North American Range
Two allopatric races occur in eastern North America, the southern nominant race lygdamus and the northern race couperi found in Vermont. Couperi has been expanding its range southward, mostly along highway corridors as it takes advantage of vetch (Vicia) plantings, arriving in northern New England in the 1960s and northern New York in 1980s. The earliest known record for Vermont was 21 May 1989 in Colchester (J. Hedbor). They are strong fliers and males patrol near hostplants for females. Eggs are laid singly on flower buds and young leaves. Caterpillars feed on flowers, seedpods, and young leaves and are tended by ants. Pupae overwinter.
Upperside of male iridescent silvery blue with narrow dark borders; female darker blue with wide borders. Both sexes have white fringe. Underside gray-brown; both wings with row of white-ringed, round black spots.
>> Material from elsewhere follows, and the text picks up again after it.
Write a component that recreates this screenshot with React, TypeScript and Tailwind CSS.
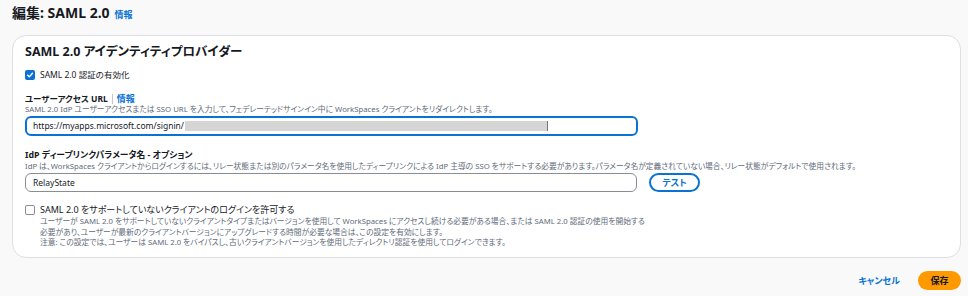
import React from "react";

const font = { fontFamily: '"Noto Sans", "Noto Sans CJK JP", sans-serif' };

function Info() {
  return <span className="text-[9px] font-bold text-[#0972d3]">情報</span>;
}

export default function App() {
  return (
    <div style={font} className="w-[968px] h-[296px] bg-[#f9f9fa] text-[#16191f] overflow-hidden [font-feature-settings:'palt']">
      <div className="px-3 pt-[3px]">
        <div className="flex items-baseline gap-[5px] h-[22px]">
          <h1 className="text-[14px] font-bold leading-[20px]">編集: SAML 2.0</h1>
          <Info />
        </div>
        <div className="mt-[10px] w-[949px] h-[223px] bg-white border border-[#dedee3] rounded-[14px] px-[12px] pt-[6px]">
          <h2 className="text-[12.5px] font-bold leading-[18px] mt-[1px]">SAML 2.0 アイデンティティプロバイダー</h2>
          <label className="mt-[8px] flex items-center gap-[5px] h-[12px]">
            <span className="w-[10px] h-[10px] rounded-[2px] bg-[#0972d3] flex items-center justify-center">
              <svg width="8" height="8" viewBox="0 0 10 10">
                <path d="M2 5.2 L4.2 7.3 L8 2.8" stroke="white" strokeWidth="1.8" fill="none" strokeLinecap="round" strokeLinejoin="round" />
              </svg>
            </span>
            <span className="text-[8.5px] leading-[12px]">SAML 2.0 認証の有効化</span>
          </label>

          <div className="mt-[12px] flex items-center gap-[4px] h-[11px]">
            <span className="text-[8.5px] font-bold leading-[11px]">ユーザーアクセス URL</span>
            <span className="w-px h-[10px] bg-[#c6c6cd]" />
            <Info />
          </div>
          <div className="text-[7.75px] leading-[10px] text-[#5f6b7a] whitespace-nowrap">SAML 2.0 IdP ユーザーアクセスまたは SSO URL を入力して、フェデレーテッドサインイン中に WorkSpaces クライアントをリダイレクトします。</div>
          <div className="mt-[2px] w-[613px] h-[20px] border-2 border-[#0972d3] rounded-[6px] flex items-center pl-[6px]">
            <span className="text-[8.5px] leading-[12px]">https://myapps.microsoft.com/signin/</span>
            <span className="ml-[1px] w-[363px] h-[10px] bg-[#d5d5d5] border-r border-[#777]" />
          </div>

          <div className="mt-[14px] text-[8.8px] font-bold leading-[11px]">IdP ディープリンクパラメータ名 - オプション</div>
          <div className="text-[7.75px] leading-[10px] text-[#5f6b7a] whitespace-nowrap">IdP は、WorkSpaces クライアントからログインするには、リレー状態または別のパラメータ名を使用したディープリンクによる IdP 主導の SSO をサポートする必要があります。パラメータ名が定義されていない場合、リレー状態がデフォルトで使用されます。</div>
          <div className="mt-[2px] flex items-center gap-[12px]">
            <div className="w-[612px] h-[19px] border border-[#8c8c94] rounded-[6px] flex items-center pl-[7px]">
              <span className="text-[8.5px] leading-[12px]">RelayState</span>
            </div>
            <button className="w-[51px] h-[19px] border-2 border-[#0972d3] rounded-full text-[9px] font-bold text-[#0972d3] flex items-center justify-center">テスト</button>
          </div>

          <div className="mt-[12px] flex gap-[5px]">
            <span className="mt-[1px] w-[10px] h-[10px] rounded-[2px] border border-[#8c8c94] bg-white shrink-0" />
            <div>
              <div className="text-[9px] leading-[11px]">SAML 2.0 をサポートしていないクライアントのログインを許可する</div>
              <div className="mt-[1px] text-[7.75px] leading-[10.5px] text-[#5f6b7a] whitespace-nowrap">
                <div>ユーザーが SAML 2.0 をサポートしていないクライアントタイプまたはバージョンを使用して WorkSpaces にアクセスし続ける必要がある場合、または SAML 2.0 認証の使用を開始する</div>
                <div>必要があり、ユーザーが最新のクライアントバージョンにアップグレードする時間が必要な場合は、この設定を有効にします。</div>
                <div>注意: この設定では、ユーザーは SAML 2.0 をバイパスし、古いクライアントバージョンを使用したディレクトリ認証を使用してログインできます。</div>
              </div>
            </div>
          </div>
        </div>
        <div className="mt-[13px] w-[949px] flex justify-end items-center gap-[18px]">
          <span className="text-[9px] font-bold text-[#0972d3]">キャンセル</span>
          <button className="w-[43px] h-[19px] rounded-full bg-[#ff9900] text-[9px] font-bold text-[#16191f] flex items-center justify-center">保存</button>
        </div>
      </div>
    </div>
  );
}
One flight beginning in early May and becoming very abundant in June. Extreme dates: 4 May 2002 in Woodstock (K.P. McFarland), 4 May 2006 in Grand Isle (D. Hoag), and 31 July 2003 in Morristown (C. Gifford).
Distribution and Habitat
Common and abundant throughout Vermont during VBS. Uses a variety of habitats including open and damp woods, meadows, roadsides, brushy areas and waste places. Hostplants are from the family Fabacea and tend to be very common species such as Cow Vetch (Vicia cracca), Alfalfa (Medicago sativa) and White Clover (Melilotus alba). VBS observers reported egg laying and larvae on Cow Vetch. Many nectar sources reported during VBS: wild strawberry, buttercup, fleabane (Erigeron), vetch, Robin’s Plantain, Red Osier Dogwood (Cornus sericea), Black Cherry, Red Clover, Raspberry, Forget-me-not (Myosotis), mustard, mint, honeysuckle, Orange Hawkweed, Common Cinquefoil (Potentilla simplex), bluets, dandelion, and blueberry (Vaccinium).